In the previous sections we have seen how to build up a Link Prediction training pipeline and train it to produce a predictive model. After training, the runnable model is of type LinkPrediction and resides in the model catalog.

The trained model can then be applied to a graph in the graph catalog to create a new relationship type containing the predicted links. The relationships also have a property which stores the predicted probability of the link, which can be seen as a relative measure of the model’s prediction confidence.

Since the model has been trained on features which are created using the feature pipeline, the same feature pipeline is stored within the model and executed at prediction time. As during training, intermediate node properties created by the node property steps in the feature pipeline are transient and not visible after execution.

When using the model for prediction, the relationships of the input graph are used in two ways.

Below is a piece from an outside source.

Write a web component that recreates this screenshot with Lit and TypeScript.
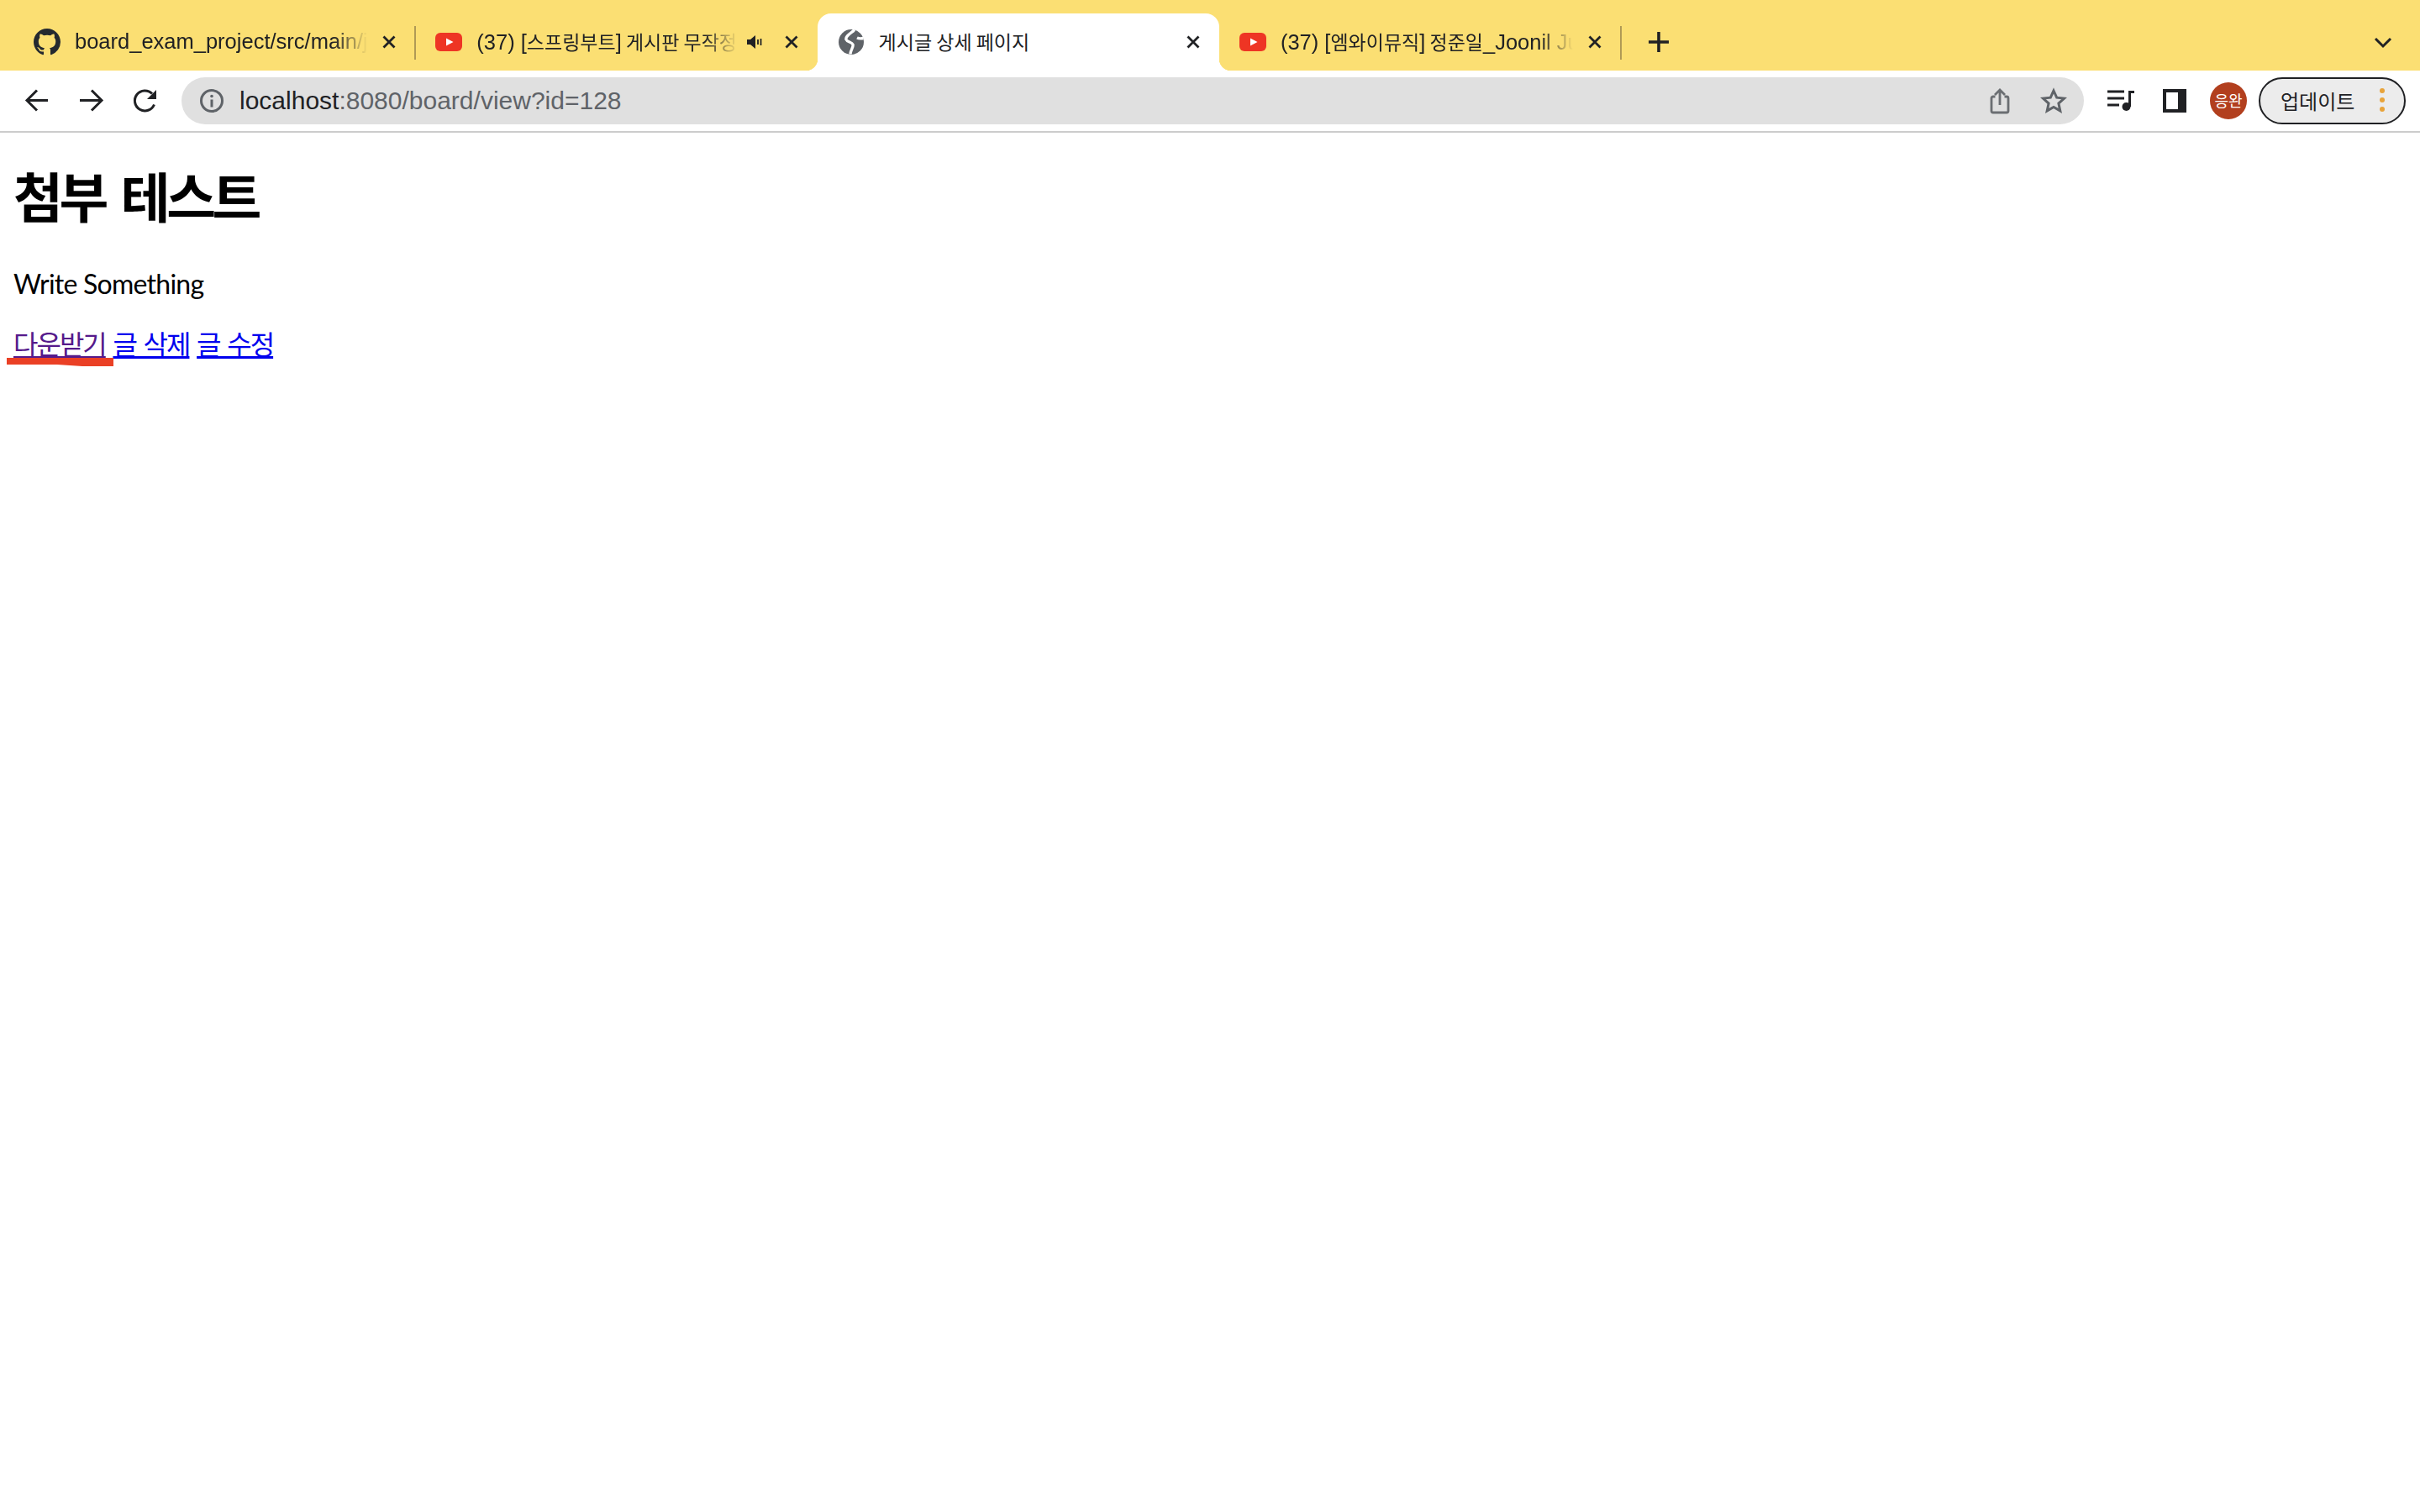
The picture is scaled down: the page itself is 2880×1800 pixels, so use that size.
import { LitElement, html, css } from "lit";
import { customElement } from "lit/decorators.js";

const ghIcon = html`<svg class="fav" viewBox="0 0 16 16"><path fill="#24292f" d="M8 0C3.58 0 0 3.58 0 8c0 3.54 2.29 6.53 5.47 7.59.4.07.55-.17.55-.38 0-.19-.01-.82-.01-1.49-2.01.37-2.53-.49-2.69-.94-.09-.23-.48-.94-.82-1.13-.28-.15-.68-.52-.01-.53.63-.01 1.08.58 1.23.82.72 1.21 1.87.87 2.33.66.07-.52.28-.87.51-1.07-1.78-.2-3.64-.89-3.64-3.95 0-.87.31-1.59.82-2.15-.08-.2-.36-1.02.08-2.12 0 0 .67-.21 2.2.82.64-.18 1.32-.27 2-.27s1.36.09 2 .27c1.53-1.04 2.2-.82 2.2-.82.44 1.1.16 1.92.08 2.12.51.56.82 1.27.82 2.15 0 3.07-1.87 3.75-3.65 3.95.29.25.54.73.54 1.48 0 1.07-.01 1.93-.01 2.2 0 .21.15.46.55.38A8.01 8.01 0 0 0 16 8c0-4.42-3.58-8-8-8z"/></svg>`;
const ytIcon = html`<svg class="fav" viewBox="0 0 32 32"><rect x="0" y="5" width="32" height="22" rx="6" fill="#ee3524"/><path d="M13 11.500 21.500 16 13 20.500z" fill="#fff"/></svg>`;
const globeIcon = html`<svg class="fav" viewBox="0 0 32 32"><circle cx="16" cy="16" r="15" fill="#5f6368"/><path d="M20 1.500C15 6 9 9 10 13c1 3 7 3 8 6 1 3-3 7-3 11.500M23 11c2 1 5 1 7.500 .5" stroke="#fff" stroke-width="3.400" fill="none"/></svg>`;
const closeIcon = html`<svg class="close" viewBox="0 0 32 32"><path d="M9.500 9.500l13 13M22.500 9.500l-13 13" stroke="#202124" stroke-width="2.800" fill="none"/></svg>`;
const speaker = html`<svg class="speaker" viewBox="0 0 24 24"><path fill="#202124" d="M3 9h4l6-5v16l-6-5H3z"/><path d="M16 9v6M19.500 8v8" stroke="#202124" stroke-width="1.800" fill="none"/></svg>`;

@customElement("app-tab")
class AppTab extends LitElement {
  static properties = {
    label: {},
    kind: {},
    active: { type: Boolean },
    sound: { type: Boolean },
    sep: { type: Boolean },
  };
  label = "";
  kind = "";
  active = false;
  sound = false;
  sep = false;
  static styles = css`
    :host { display: block; width: 478.3px; height: 68px; flex: none; position: relative; }
    .tab { height: 68px; display: flex; align-items: center; padding: 0 15px 0 24px; box-sizing: border-box; position: relative; }
    .tab.active { background: #fff; border-radius: 16px 16px 0 0; }
    .tab.active::before, .tab.active::after { content: ""; position: absolute; bottom: 0; width: 14px; height: 14px; }
    .tab.active::before { left: -14px; background: radial-gradient(circle at 0 0, transparent 14px, #fff 14.500px); }
    .tab.active::after { right: -14px; background: radial-gradient(circle at 100% 0, transparent 14px, #fff 14.500px); }
    .icon { width: 32px; height: 32px; flex: none; margin-right: 17px; }
    .fav { width: 32px; height: 32px; display: block; }
    .title {
      flex: 1; min-width: 0; overflow: hidden; white-space: nowrap; padding-bottom: 2px;
      font: 25.500px/34px "Liberation Sans", "Noto Sans CJK KR", sans-serif; color: #202124;
      -webkit-mask-image: linear-gradient(to right, #000 calc(100% - 40px), transparent);
      mask-image: linear-gradient(to right, #000 calc(100% - 40px), transparent);
    }
    .ko { font-family: "Noto Sans CJK KR", sans-serif; font-size: 23px; }
    .active .title { -webkit-mask-image: none; mask-image: none; }
    .speaker { width: 24px; height: 24px; margin: 0 6px 0 8px; flex: none; display: block; }
    .close { width: 32px; height: 32px; margin-left: 10px; flex: none; display: block; }
    .sep { position: absolute; right: -1px; top: 15px; width: 2px; height: 40px; background: #b09a55; }
  `;
  render() {
    const icon = this.kind === "gh" ? ghIcon : this.kind === "yt" ? ytIcon : globeIcon;
    const parts = this.label.split(/([\uac00-\ud7a3 ]*[\uac00-\ud7a3]+)/);
    return html`<div class="tab ${this.active ? "active" : ""}">
        <div class="icon">${icon}</div>
        <div class="title">${parts.map((p, i) => (i % 2 ? html`<span class="ko">${p}</span>` : p))}</div>
        ${this.sound ? speaker : ""}
        ${closeIcon}
      </div>
      ${this.sep ? html`<div class="sep"></div>` : ""}`;
  }
}

@customElement("app-root")
class AppRoot extends LitElement {
  static styles = css`
    :host { display: block; min-height: 1800px; background: #fff; position: relative; }
    .strip { height: 84px; background: #fbdf73; display: flex; align-items: flex-end; padding-left: 16px; box-sizing: border-box; }
    .plus { width: 36px; height: 36px; margin: 0 0 16px 27px; flex: none; }
    .chev { width: 28px; height: 28px; margin: 0 30px 20px auto; flex: none; }
    .toolbar { height: 74px; box-sizing: border-box; border-bottom: 2px solid #ccc; display: flex; align-items: center; padding: 0 17px 0 25px; background: #fff; }
    .nav { width: 36px; height: 36px; flex: none; margin-right: 29px; }
    .nav:nth-child(3) { margin-right: 25px; }
    .url { width: 2264px; height: 56px; flex: none; border-radius: 28px; background: #e0e0e0; display: flex; align-items: center; padding: 0 20px; box-sizing: border-box; }
    .info { width: 32px; height: 32px; flex: none; margin-right: 17px; }
    .addr { flex: 1; font: 30px/36px "Liberation Sans", sans-serif; color: #5f6368; }
    .addr b { font-weight: 400; color: #202124; }
    .share { width: 32px; height: 36px; flex: none; margin-right: 32px; }
    .star { width: 32px; height: 32px; flex: none; }
    .music { width: 36px; height: 36px; flex: none; margin-left: 26px; }
    .panel { width: 28px; height: 28px; flex: none; margin-left: 32px; }
    .avatar { width: 44px; height: 44px; border-radius: 50%; background: #b23f1e; color: #fff; flex: none; margin-left: 28px; display: flex; align-items: center; justify-content: center; box-sizing: border-box; padding-bottom: 2px; font: 18px "Noto Sans CJK KR", sans-serif; }
    .update { width: 175px; height: 56px; margin-left: 14px; flex: none; box-sizing: border-box; border: 2px solid #202124; border-radius: 28px; background: #ececec; display: flex; align-items: center; padding: 0 0 2px 24px; font: 24px "Noto Sans CJK KR", sans-serif; color: #202124; }
    .dots { width: 8px; height: 30px; margin-left: auto; margin-right: 22px; flex: none; }
    main { padding: 0 16px; color: #000; }
    h1 { margin: 27px 0 0; font: 700 64px/92px "Noto Sans CJK KR", sans-serif; letter-spacing: -4.500px; word-spacing: 9px; }
    .body { margin: 39px 0 0; font: 32px/44px "Lato", "Noto Sans CJK KR", sans-serif; letter-spacing: -0.750px; }
    .links { margin: 26px 0 0; font: 32px/44px "Noto Sans CJK KR", sans-serif; position: relative; letter-spacing: -2px; word-spacing: 3.500px; }
    a { color: #0000ee; text-decoration: underline; }
    a.seen { color: #551a8b; }
    .mark { position: absolute; left: -8px; top: 39px; width: 127px; height: 12px; }
  `;
  render() {
    return html`
      <div class="strip">
        <app-tab label="board_exam_project/src/main/j" kind="gh" sep></app-tab>
        <app-tab label="(37) [스프링부트] 게시판 무작정" kind="yt" sound></app-tab>
        <app-tab label="게시글 상세 페이지" kind="globe" active></app-tab>
        <app-tab label="(37) [엠와이뮤직] 정준일_Joonil Ju" kind="yt" sep></app-tab>
        <svg class="plus" viewBox="0 0 36 36"><path d="M18 6v24M6 18h24" stroke="#202124" stroke-width="3.600" fill="none"/></svg>
        <svg class="chev" viewBox="0 0 28 28"><path d="M5 10l9 9 9-9" stroke="#202124" stroke-width="3" fill="none"/></svg>
      </div>
      <div class="toolbar">
        <svg class="nav" viewBox="0 0 36 36"><path d="M32 17.500H8M19 5.500 7 17.500l12 12" stroke="#202124" stroke-width="3" fill="none"/></svg>
        <svg class="nav" viewBox="0 0 36 36"><path d="M5 17.500h24M19 5.500l12 12-12 12" stroke="#202124" stroke-width="3" fill="none"/></svg>
        <svg class="nav" viewBox="0 0 36 36"><path d="M28.500 22.500A12 12 0 1 1 26 9.500" stroke="#202124" stroke-width="3" fill="none"/><path d="M31 5v11H20z" fill="#202124"/></svg>
        <div class="url">
          <svg class="info" viewBox="0 0 32 32"><circle cx="16" cy="16" r="12.500" stroke="#5f6368" stroke-width="3" fill="none"/><path d="M16 14.500v9" stroke="#5f6368" stroke-width="3"/><circle cx="16" cy="10.500" r="1.800" fill="#5f6368"/></svg>
          <div class="addr"><b>localhost</b>:8080/board/view?id=128</div>
          <svg class="share" viewBox="0 0 32 36"><path d="M10.500 13H8a2 2 0 0 0-2 2v15a2 2 0 0 0 2 2h16a2 2 0 0 0 2-2V15a2 2 0 0 0-2-2h-2.500" stroke="#6b6e72" stroke-width="2.800" fill="none"/><path d="M16 23V6M10 11l6-6 6 6" stroke="#6b6e72" stroke-width="2.800" fill="none"/></svg>
          <svg class="star" viewBox="0 0 32 32"><path d="M16 4l3.700 8.200 8.900.9-6.700 6 1.900 8.800L16 23.400l-7.800 4.500 1.900-8.800-6.700-6 8.900-.9z" stroke="#5f6368" stroke-width="3" fill="none"/></svg>
        </div>
        <svg class="music" viewBox="0 0 36 36"><path d="M2 7h20M2 15h20M2 23h14" stroke="#202124" stroke-width="3" fill="none"/><path d="M28 7.500h6M28.500 6v19" stroke="#202124" stroke-width="3" fill="none"/><circle cx="24.500" cy="25" r="5" fill="#202124"/></svg>
        <svg class="panel" viewBox="0 0 28 28"><path fill="#202124" d="M0 0h28v28H0z"/><path fill="#fff" d="M4 4h14v20H4z"/></svg>
        <div class="avatar">응완</div>
        <div class="update">업데이트<svg class="dots" viewBox="0 0 8 30"><circle cx="4" cy="4" r="3" fill="#e8a33a"/><circle cx="4" cy="15" r="3" fill="#e8a33a"/><circle cx="4" cy="26" r="3" fill="#e8a33a"/></svg></div>
      </div>
      <main>
        <h1>첨부 테스트</h1>
        <p class="body">Write Something</p>
        <p class="links">
          <a class="seen" href="#">다운받기</a>
          <a href="#">글 삭제</a>
          <a href="#">글 수정</a>
          <svg class="mark" viewBox="0 0 127 12"><path d="M0 1h127v10H90L60 9H0z" fill="#ea4025"/></svg>
        </p>
      </main>
    `;
  }
}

First, the input graph is fed into the feature pipeline and therefore influences predictions if there is at least one step in the pipeline which uses the input relationships (typically any node property step does). Second, predictions are carried out on each node pair that is not connected in the input graph.

The predicted links are sorted by score before the ones having score below the configured threshold are discarded. Finally, the configured topN predictions are stored back to the projected graph.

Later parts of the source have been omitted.